ところで広島県は、瀬戸内の島しょ・沿岸部から800mの高冷地域まで、個々の栽培面積は小さいものの多種多様な農作物が栽培されており、そのため大信産業では、地域に根差した、きめ細やかな営業活動を行っています。
広島県では、わが国では初めて、1974年にアメリカからのオンシツコナジラミの侵入・定着が確認され、翌年からオンシツツヤコバチによる天敵利用技術の開発が実施されました。
これらの成果をもとに、1995年にはアリスタ ライサイエンス社(当時は前身のトーメン)により天敵農薬として登録され、大信産業においても、県の研究・普及機関と連携して、天敵利用技術の現場への普及・定着を推進してきました。
2015年には、広島県立農業技術センターOBである林 英明氏を当社の技術顧問として迎え、IPM(総合的病害虫管理)の考え方の現場へのさらなる普及・推進を図っています。
当社ではあらためて、病害虫防除の基本に立ち返り、個々の地域・農作物にあった防除技術を支援するため、各営業部員と一緒にIPMの基本と実践について議論し合い、個々の作物へのIPM技術を普及しています。
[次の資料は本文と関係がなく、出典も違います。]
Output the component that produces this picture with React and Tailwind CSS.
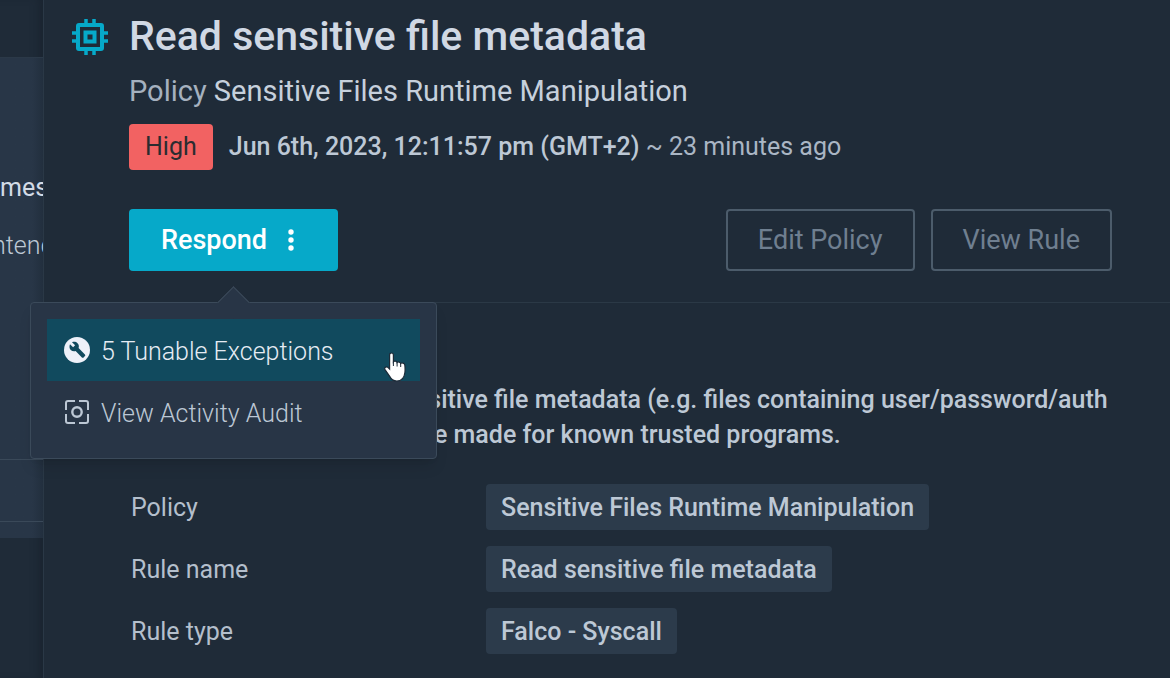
import React from 'react';

const details = [
  { label: 'Policy', value: 'Sensitive Files Runtime Manipulation' },
  { label: 'Rule name', value: 'Read sensitive file metadata' },
  { label: 'Rule type', value: 'Falco - Syscall' },
];

function ChipIcon() {
  return (
    <svg viewBox="0 0 36 36" className="w-9 h-9 text-[#06a9c9]" fill="none" stroke="currentColor" strokeWidth="4" aria-hidden="true">
      <rect x="6" y="6" width="24" height="24" rx="1" />
      <rect x="13.5" y="13.5" width="9" height="9" />
      <path d="M14 0v6M22 0v6M14 30v6M22 30v6M0 14h6M0 22h6M30 14h6M30 22h6" strokeWidth="3.5" />
    </svg>
  );
}

function WrenchIcon() {
  return (
    <svg viewBox="0 0 26 26" className="w-[26px] h-[26px] shrink-0" aria-hidden="true">
      <circle cx="13" cy="13" r="13" fill="#eef1f9" />
      <path
        d="M6 7.2l3.1 3.1 2-2L8 5.2c2-.8 4.200-.4 5.500 1 1.400 1.400 1.700 3.200 1.100 4.900l6.300 6.300c.5.5.5 1.200 0 1.700l-1.300 1.300c-.5.5-1.200.5-1.700 0l-6.300-6.300c-1.700.6-3.500.200-4.900-1.100C5.300 11.500 5.100 9 6 7.200z"
        fill="#114a5e"
      />
    </svg>
  );
}

function AuditIcon() {
  return (
    <svg viewBox="0 0 26 26" className="w-[26px] h-[26px] shrink-0" fill="none" stroke="currentColor" strokeWidth="2" aria-hidden="true">
      <path d="M11 2H4a2 2 0 0 0-2 2v7M15 2H22a2 2 0 0 1 2 2v7M24 15V22a2 2 0 0 1-2 2h-7M11 24H4a2 2 0 0 1-2-2v-7" />
      <circle cx="13" cy="13" r="4.700" strokeWidth="2.400" />
    </svg>
  );
}

function HandCursor() {
  return (
    <svg viewBox="0 0 24 30" className="absolute right-3 top-[33px] w-6 h-[30px]" aria-hidden="true">
      <path
        d="M7.500 1c1.200 0 1.900.8 1.900 1.900v6.800c.6-.9 3.300-.8 3.600.8.700-.8 3.300-.6 3.600 1 .8-.9 4-.5 4.200 1.500.3 2.600.4 5 .1 7.500-.6 5.300-3.400 8.500-8.100 8.500-3.600 0-5.600-1.700-7.300-4.900L1 17.600c-1.100-1.800 1.100-3.600 2.900-2.200l1.700 1.700V2.900C5.600 1.800 6.300 1 7.500 1z"
        fill="#fff"
        stroke="#1d2b38"
        strokeWidth="1.200"
      />
      <path d="M9.400 9.500V14M13.100 10.500V14.500M16.700 11.500V15" stroke="#1d2b38" strokeWidth="1" />
    </svg>
  );
}

function RespondMenu() {
  return (
    <div className="absolute z-10 top-[93px] -left-[99px] w-[407px] h-[157px] p-4 rounded border border-[#3b4a5a] bg-[#283546] shadow-lg font-light">
      <span className="absolute -top-[12px] left-[191px] w-[23px] h-[23px] rotate-45 border-t border-l border-[#3b4a5a] bg-[#283546]" />
      <button className="relative flex items-center gap-[11px] w-full h-[62px] px-[17px] bg-[#114a5e] text-[#e6ecf4]">
        <WrenchIcon />
        <span className="pt-[3px]">5 Tunable Exceptions</span>
        <HandCursor />
      </button>
      <button className="flex items-center gap-[11px] w-full h-[62px] px-[17px] text-[#bcc7d4]">
        <AuditIcon />
        <span className="pt-[3px]">View Activity Audit</span>
      </button>
    </div>
  );
}

export default function App() {
  return (
    <div className="flex min-h-screen overflow-hidden bg-[#1f2b38] font-['Roboto',sans-serif] text-[25px] text-[#bdc8d5]">
      <aside className="w-[43px] shrink-0 overflow-hidden whitespace-nowrap flex flex-col shadow-[inset_-8px_0_8px_-4px_#1a2430]">
        <div className="mt-[57px] h-[402px] pt-28 bg-gradient-to-r from-[#283647] from-75% to-[#222f3e] border-t border-[#2b3948]">
          <p className="h-9 leading-9 text-[#d3dbe6]">mespace</p>
          <p className="h-9 leading-9 mt-[22px] -ml-2 font-light">ntend</p>
        </div>
        <div className="h-[63px] bg-gradient-to-r from-[#283647] from-75% to-[#222f3e] border-y border-[#3a4959]" />
        <div className="h-4 bg-gradient-to-r from-[#283647] from-75% to-[#222f3e]" />
      </aside>

      <main className="flex-1 min-w-0 border-l border-[#2a3846]">
        <header className="pt-3 pb-[31px] pl-[85px] pr-[58px] border-b border-[#2b3946]">
          <div className="relative">
            <div className="absolute -left-[57px] top-[7px]">
              <ChipIcon />
            </div>
            <h1 className="text-[41px] leading-[48px] font-medium text-[#d0d8e4]">Read sensitive file metadata</h1>
          </div>
          <p className="mt-[13px] text-[29px] leading-9 text-[#c6d0dc]">
            <span className="text-[#a5b1bf]">Policy</span> Sensitive Files Runtime Manipulation
          </p>
          <div className="mt-[15px] flex items-center gap-4">
            <span className="h-[46px] px-4 leading-[46px] rounded bg-[#f26262] text-[#2a2c30]">High</span>
            <p className="font-medium">
              Jun 6th, 2023, 12:11:57 pm (GMT+2) <span className="font-normal text-[#aab6c4]">~ 23 minutes ago</span>
            </p>
          </div>
          <div className="relative mt-[39px] flex items-center justify-between">
            <button className="flex items-center gap-[21px] h-[62px] pl-8 pr-11 rounded bg-[#06a9c9] text-[27px] font-medium text-white">
              Respond
              <svg viewBox="0 0 6 22" className="w-[6px] h-[22px]" fill="currentColor" aria-hidden="true">
                <circle cx="3" cy="3" r="2.700" />
                <circle cx="3" cy="11" r="2.700" />
                <circle cx="3" cy="19" r="2.700" />
              </svg>
            </button>
            <div className="flex gap-4 text-[27px] text-[#6f7f90]">
              <button className="h-[62px] px-[30px] rounded border-2 border-[#4c5c6b]">Edit Policy</button>
              <button className="h-[62px] px-[30px] rounded border-2 border-[#4c5c6b]">View Rule</button>
            </div>
            <RespondMenu />
          </div>
        </header>

        <section className="pt-[79px] pl-[87px] pr-12">
          <p className="leading-[35px] font-medium">
            Detect attempt to read sensitive file metadata (e.g. files containing user/password/auth
            information). Exceptions are made for known trusted programs.
          </p>
          <dl className="mt-8 flex flex-col gap-4">
            {details.map((d) => (
              <div key={d.label} className="flex items-center leading-[48px]">
                <dt className="w-[355px] h-[46px] shrink-0 text-[#b4bfcc]">{d.label}</dt>
                <dd className="h-[46px] px-[15px] rounded bg-[#2c3b4b] font-medium">{d.value}</dd>
              </div>
            ))}
          </dl>
        </section>
      </main>
    </div>
  );
}
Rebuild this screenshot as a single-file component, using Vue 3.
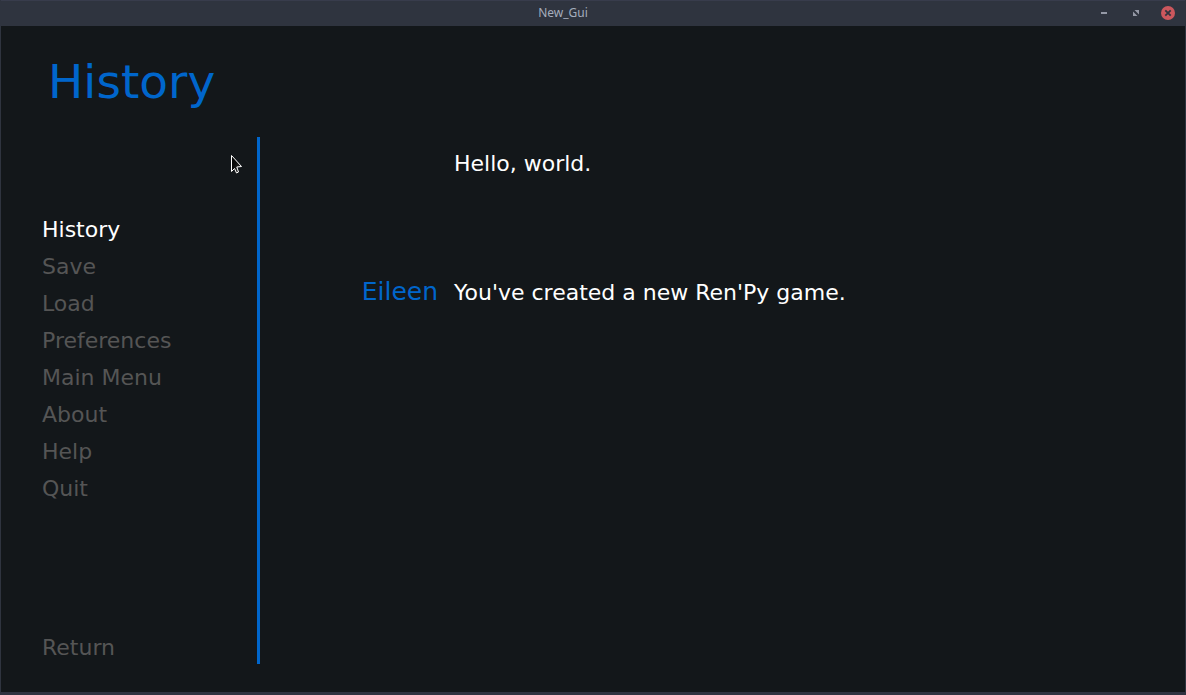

さらに、広島県で振興している、農業組合法人や企業の農業参入に対応できるIPM技術を推進しています。
病害虫防除の基本は、周辺環境の整備を徹底すること、さらに“入れない”、“増やさない”、“出さない”ことについて認識し、IPMの基本理念である
①モニタリング ②要防除密度水準の設定 及び ③各種防除手段の合理的統合をおこない、結果として経営としてなりたつ農業をお手伝いできるように、地域にあったIPM推進対象品目を設定し、現場への普及を徹底しています。
また、依頼があれば、作物の栽培前には、圃場の土壌診断による施肥設計を実施しています。
島しょ・沿岸部を担当する営業所は、カンキツ類、ブドウ、イチジク、キウイフルーツ等について、野菜・果菜類を担当する営業所は、トマト、キュウリ、ナス、ピーマン、イチゴ(夏イチゴを含む)、アスパラガス、ネギ、ワケギ、パセリ、ハーブ等について、各担当名・作物・産地名・施設や露地栽培・問題病害虫・IPM推進品目
及び推進方法を策定しています。
具体的には、カンキツ類のミカンハダニに対して「スパイカルプラス」、「スワルスキープラス」、カミキリムシ類対策用微生物資材、フェロモン剤の利用を、トマトのコナジラミ類に対しては「エンストリップ」、「エルカード」、微生物資材を、イチゴ(夏イチゴを含む)のハダニ類に対しては「スパイカルEX」、「スパイデックス」を、キュウリでは「スワルスキー」、「リモニカ」の利用を提案しています。
研究段階あるいは現場で普及しつつある天敵利用は、土着天敵+インセクタリ植物+導入天敵
あるいは天敵に影響の少ない薬剤の利用が今後の技術の中心になっていくことが予想されています。
現場においても、トマトのコナジラミ対策としてタバコカスミカメの導入依頼もあり、土着天敵類の現場での利用ができるような資材の提供をお願いしたいものである。